Consider the following stories: Samson (Judges 14:19, 15:14) and Saul (1 Samuel 10:6-13).
In the OT, the Spirit is:  Indicative of God’s power and presence, equips mortals for extraordinary works, comes in a time-limited fashion and only for specific purposes, not an endorsement of individuals.
But … Joel 2:28-29.  Future vision of a universal outpowering of God’s Spirit.

What does the New Testament tell us about the Spirit of God?
Greek – Pneuma
2 Corinthians 3:17-18 – “The Lord is the Spirit.” 
John 14:16-17 - The Advocate (Paraclete) and a Person
Doctrine of the Trinity - Three hypostases (persons) in one ousia (substance). 

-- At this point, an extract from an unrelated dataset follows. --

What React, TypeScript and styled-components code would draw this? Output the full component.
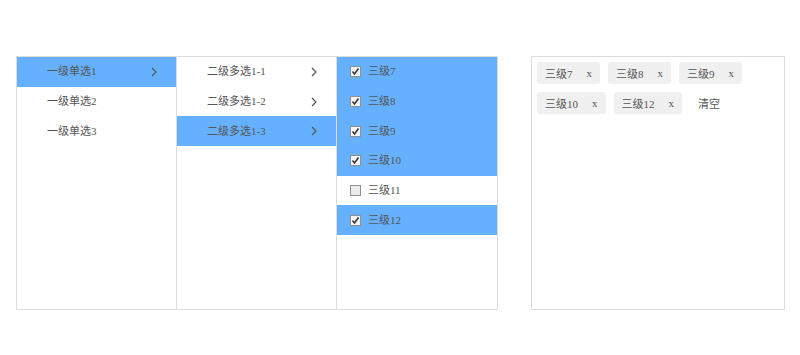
import React from "react";
import styled, { createGlobalStyle } from "styled-components";

const Global = createGlobalStyle`
  html, body { margin: 0; padding: 0; background: #fff; }
  body { font-family: "Liberation Serif", "Noto Sans CJK SC", serif; font-size: 11px; color: #555; }
`;

const Page = styled.div`
  display: flex;
  align-items: flex-start;
  gap: 33px;
  padding: 56px 0 0 16px;
`;

const Cascader = styled.div`
  display: flex;
  border: 1px solid #ddd;
  height: 252px;
`;

const Column = styled.ul<{ $first?: boolean; $w: number }>`
  list-style: none;
  margin: 0;
  padding: 0;
  width: ${(p) => p.$w}px;
  border-left: ${(p) => (p.$first ? "none" : "1px solid #ddd")};
`;

const Row = styled.li<{ $active?: boolean; $check?: boolean }>`
  display: flex;
  align-items: center;
  height: 29.7px;
  padding: ${(p) => (p.$check ? "0 0 0 13px" : "0 18px 0 30px")};
  background: ${(p) => (p.$active ? "#66b1ff" : "transparent")};
  color: #555;
  box-sizing: border-box;
`;

const Label = styled.span`
  flex: 1;
  line-height: 1;
`;

const Chevron = styled.svg`
  width: 8px;
  height: 10px;
  flex: none;
`;

const Box = styled.span<{ $on?: boolean }>`
  width: 11px;
  height: 11px;
  box-sizing: border-box;
  border: 1px solid #8f8f8f;
  background: ${(p) => (p.$on ? "#f4f4f4" : "#ececec")};
  margin-right: 7px;
  display: inline-flex;
  align-items: center;
  justify-content: center;
  flex: none;
`;

const Selected = styled.div`
  border: 1px solid #ddd;
  padding: 5px 0 0 5px;
  display: flex;
  flex-wrap: wrap;
  align-content: flex-start;
  gap: 8px;
  width: 247px;
  height: 247px;
`;

const Tag = styled.span`
  display: inline-flex;
  align-items: center;
  height: 22px;
  padding: 0 8px;
  background: #f0f0f0;
  border-radius: 3px;
  color: #555;
`;

const Close = styled.span`
  margin-left: 14px;
  font-family: "Liberation Serif", serif;
`;

const Clear = styled.span`
  display: inline-flex;
  align-items: center;
  height: 22px;
  padding: 0 8px;
  color: #555;
`;

const Arrow = () => (
  <Chevron viewBox="0 0 8 10">
    <path d="M2 1 L6 5 L2 9" fill="none" stroke="#555" strokeWidth="1.2" />
  </Chevron>
);

const Check = ({ on }: { on: boolean }) => (
  <Box $on={on}>
    {on && (
      <svg width="9" height="9" viewBox="0 0 9 9">
        <path d="M1.5 4.5 L3.5 7 L7.5 1.5" fill="none" stroke="#333" strokeWidth="1.5" />
      </svg>
    )}
  </Box>
);

const level1 = ["一级单选1", "一级单选2", "一级单选3"];
const level2 = ["二级多选1-1", "二级多选1-2", "二级多选1-3"];
const level3: [string, boolean][] = [
  ["三级7", true],
  ["三级8", true],
  ["三级9", true],
  ["三级10", true],
  ["三级11", false],
  ["三级12", true],
];

export default function App() {
  return (
    <>
      <Global />
      <Page>
        <Cascader>
          <Column $first $w={159}>
            {level1.map((t, i) => (
              <Row key={t} $active={i === 0}>
                <Label>{t}</Label>
                {i === 0 && <Arrow />}
              </Row>
            ))}
          </Column>
          <Column $w={159}>
            {level2.map((t, i) => (
              <Row key={t} $active={i === 2}>
                <Label>{t}</Label>
                <Arrow />
              </Row>
            ))}
          </Column>
          <Column $w={160}>
            {level3.map(([t, on]) => (
              <Row key={t} $active={on} $check>
                <Check on={on} />
                <Label>{t}</Label>
              </Row>
            ))}
          </Column>
        </Cascader>
        <Selected>
          {level3
            .filter(([, on]) => on)
            .map(([t]) => (
              <Tag key={t}>
                {t}
                <Close>x</Close>
              </Tag>
            ))}
          <Clear>清空</Clear>
        </Selected>
      </Page>
    </>
  );
}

Spirit of Christ - All the Persons of the Trinity are distinguished by their devotion to one another and exaltation of the other.  If a spirit doesn’t point towards Jesus then it’s not the Holy Spirit.
What is the job of an advocate?
The Holy Spirit with us is BETTER than Jesus with us.  John 16:7-15.  But Jesus is > the OT, and they had the Spirit in the OT.  What changed?

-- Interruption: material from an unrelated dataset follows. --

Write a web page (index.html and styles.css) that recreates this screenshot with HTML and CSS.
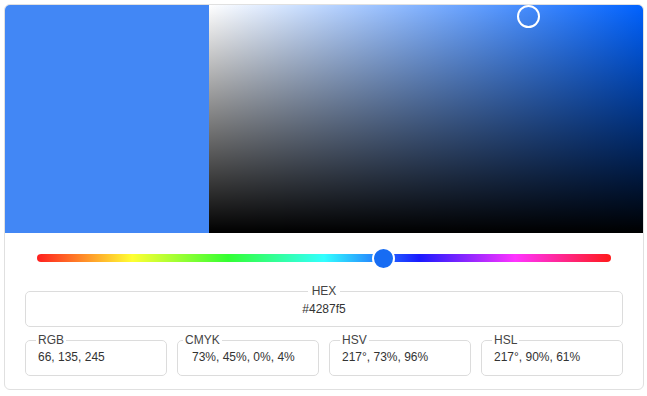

1 Corinthians 6:19 – You are a temple of the Holy Spirit.  The Spirit lives inside you. 
Change from the Old Testament – not time limited.  Still enables amazing acts – Pentecost – but not limited to them.  The extraordinary work of the Spirit in the life of every Christian is the union of God and human.
Note - This is not “breath” and not for non-believers.
How do we get the Holy Spirit?  Acts 2:38
If the Ruah of God, the Pneuma of God, brings life and vitality to the world, then we can acknowledge that there is conflict between the world and the Spirit.  Likewise, that conflict extends to our inner lives.
Romans 8:8-17
Conflict between Spirit and flesh
How can we be filled with the Holy Spirit?  How does the Spirit affect change in our lives?  Find out next week!

Homework/Discussion Topics
1.       Answer the question, “who is the Holy Spirit?”, as you would to a child.
2.      Read some additional Old Testament stories about the Holy Spirit (for example, Exodus 31:1-11, 35:30-36:1, or Numbers 11:24-30).  What do you learn about the work of the Holy Spirit in these stories?
3.      Direct some of your prayers this week to the Holy Spirit, instead of to the Father or Son.  How does this shape your prayers in new and different ways?
4.      How do you need the Spirit to advocate for you today?  How can the beachhead of the Spirit be expanded in your life?